In the evening I had a look around the farm, which has all sorts of interesting spaces and areas, and uses many sustainable low-impact living technologies and strategies, including solar panels for electric lighting, composting toilets, cisterns for rainwater, outdoor solar showers, and caves in addition to the tents.  (Yes, caves for meetings and many other uses.)  As the leader of ToN, Daood Nassar says, the Israelis will not allow them to access water, electricity, or building structures. So, they found other ways that are more environmentally responsible anyhow.

The 30 or so volunteers who had arrived over the last week had dinner outside under the covered terrace, looking out over the valley to witness a beautiful sunset. The we gathered around a campfire with members of the Nassar family, getting to know one another, telling stories, and hearing some ukelele playing. I slept deeply, tucked into my sleeping bag in the big green tent.

Today started with breakfast for the volunteers out on the terrace at 7:30.  Soon afterwards our numbers were about tripled by a group who is staying at the Bethlehem Hotel and will come out by bus each day this week for work parties, discussion groups, workshops, and meals.  We made an official start to the 100 Years Celebration with a gathering of the 60-70 international participants from China, Germany, Ireland, the Netherlands, Norway, Scotland, and Sweden. The Dutch are by far the largest group.  And we range in age mostly from our early 20’s to early 80’s.
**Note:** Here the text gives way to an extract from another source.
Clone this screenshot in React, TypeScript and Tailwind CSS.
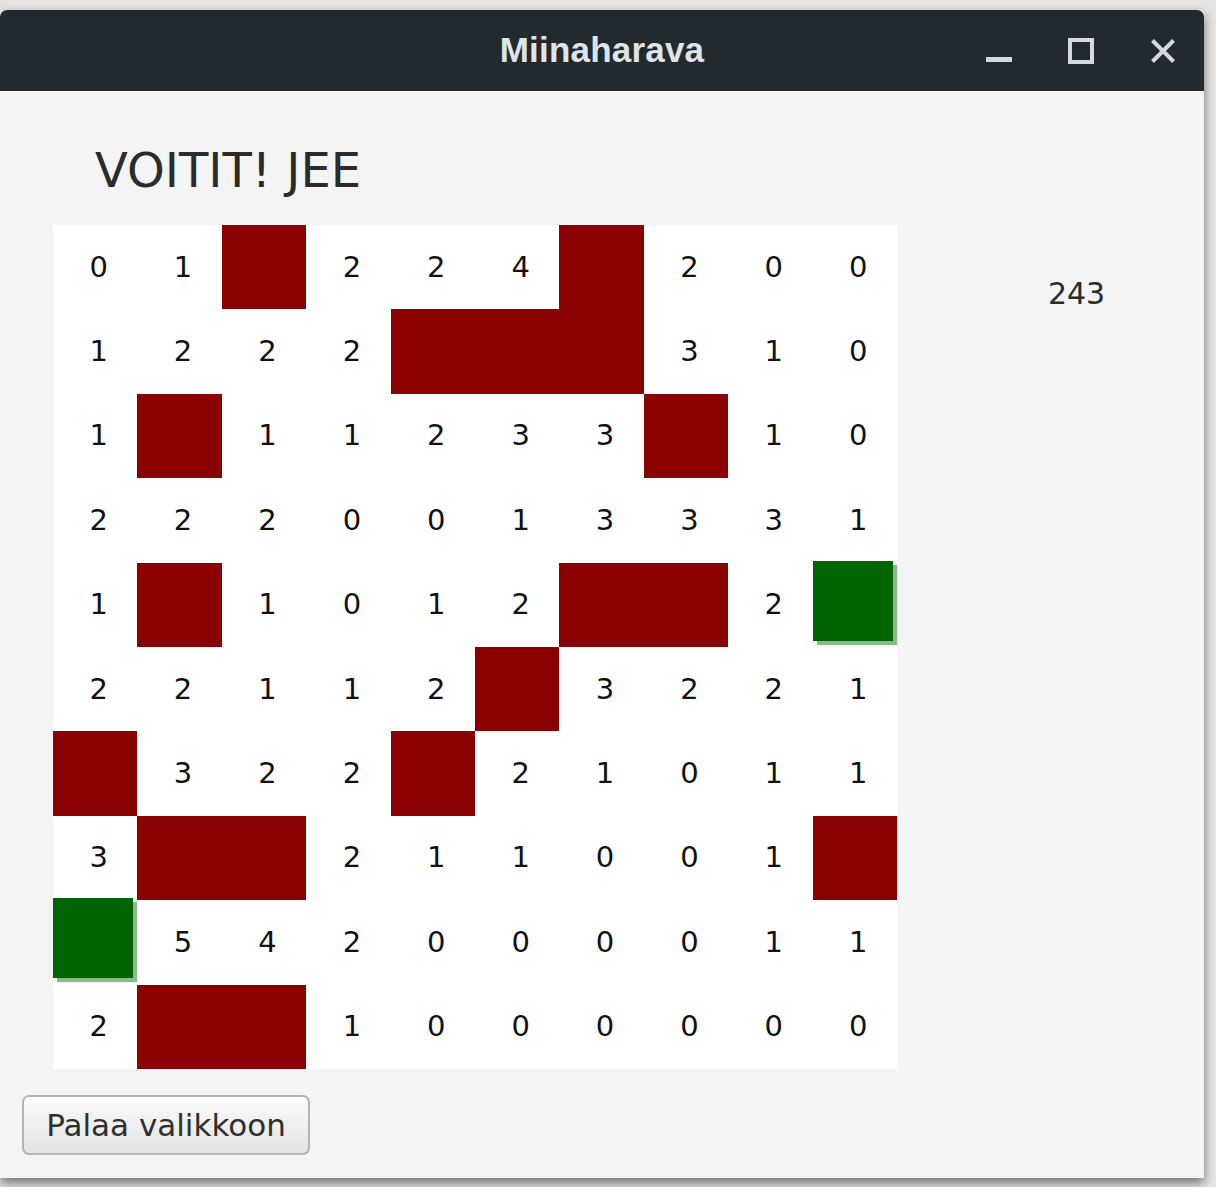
type Cell = number | "M" | "G";

const board: Cell[][] = [
  [0, 1, "M", 2, 2, 4, "M", 2, 0, 0],
  [1, 2, 2, 2, "M", "M", "M", 3, 1, 0],
  [1, "M", 1, 1, 2, 3, 3, "M", 1, 0],
  [2, 2, 2, 0, 0, 1, 3, 3, 3, 1],
  [1, "M", 1, 0, 1, 2, "M", "M", 2, "G"],
  [2, 2, 1, 1, 2, "M", 3, 2, 2, 1],
  ["M", 3, 2, 2, "M", 2, 1, 0, 1, 1],
  [3, "M", "M", 2, 1, 1, 0, 0, 1, "M"],
  ["G", 5, 4, 2, 0, 0, 0, 0, 1, 1],
  [2, "M", "M", 1, 0, 0, 0, 0, 0, 0],
];

function BoardCell({ value }: { value: Cell }) {
  if (value === "M") {
    return <div className="h-[84.4px] bg-[#8b0000]" />;
  }
  if (value === "G") {
    return (
      <div className="h-[84.4px]">
        <div className="-mt-[2px] h-[80px] w-[80px] bg-[#006400] shadow-[4px_4px_1px_rgba(0,100,0,0.45)]" />
      </div>
    );
  }
  return (
    <div className="flex h-[84.4px] items-center justify-center pl-[7px] text-[29px] leading-none text-[#111]">
      {value}
    </div>
  );
}

function TitleBar() {
  return (
    <header className="grid h-[81px] shrink-0 grid-cols-[1fr_auto_1fr] items-center rounded-t-[7px] bg-[#222a2f]">
      <div />
      <h1 className="font-['Liberation_Sans',sans-serif] text-[35px] font-bold tracking-[0.2px] text-[#dfe4e8]">
        Miinaharava
      </h1>
      <div className="flex items-center justify-end gap-[56px] pr-[28px] text-[#d3d9dd]">
        <svg width="26" height="26" viewBox="0 0 26 26">
          <rect x="0" y="19" width="26" height="5" fill="currentColor" />
        </svg>
        <svg width="26" height="26" viewBox="0 0 26 26">
          <rect x="2" y="2" width="22" height="22" fill="none" stroke="currentColor" strokeWidth="4" />
        </svg>
        <svg width="26" height="26" viewBox="0 0 26 26">
          <path d="M2.5 2.5 L23.5 23.5 M23.5 2.5 L2.5 23.5" stroke="currentColor" strokeWidth="4" />
        </svg>
      </div>
    </header>
  );
}

export default function App() {
  return (
    <div className="h-[1187px] w-[1216px] overflow-hidden bg-[#e4e4e4] pt-[10px] font-['DejaVu_Sans',sans-serif]">
      <div className="flex h-[1168px] w-[1204px] flex-col shadow-[0_5px_10px_rgba(0,0,0,0.5)]">
        <TitleBar />

        <main className="flex flex-1 bg-[#f4f4f4]">
          <div className="flex flex-col">
            <h2 className="pl-[95px] pt-[55px] text-[48px] leading-none text-[#2b2b2b]">VOITIT! JEE</h2>

            <div className="ml-[53px] mt-[31px] grid grid-cols-[repeat(10,84.4px)] bg-white">
              {board.map((row, r) =>
                row.map((value, c) => <BoardCell key={`${r}-${c}`} value={value} />)
              )}
            </div>

            <div className="ml-[22px] mt-[26px]">
              <button className="h-[60px] w-[288px] rounded-[7px] border-2 border-[#b4b4b4] bg-gradient-to-b from-[#fbfbfb] to-[#e3e3e3] text-[31px] text-[#2f2f2f]">
                Palaa valikkoon
              </button>
            </div>
          </div>

          <div className="ml-[151px] pt-[188px] text-[30px] leading-none text-[#2b2b2b]">243</div>
        </main>
      </div>
    </div>
  );
}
There are many individuals representing faith-based groups, and an abundance of Protestant pastors.  Many who have been here before and a lot of us here for the first time.  For some, it is their first trip to Palestine or Israel.

All of are here to support the Nassar family in their ongoing struggle to stay on their land, owned since 1916 and, since 1991, under threat of confiscation and demolition by the Israeli government.  The Nassar’s choose to not resort to violence; they reject victimhood and despair; and will not leave Palestine.  They instead refuse to be enemies and opt for creative nonviolent resistance.  The support of an international community of supporters inspires them, as we are in turn inspired by their reliance and commitment.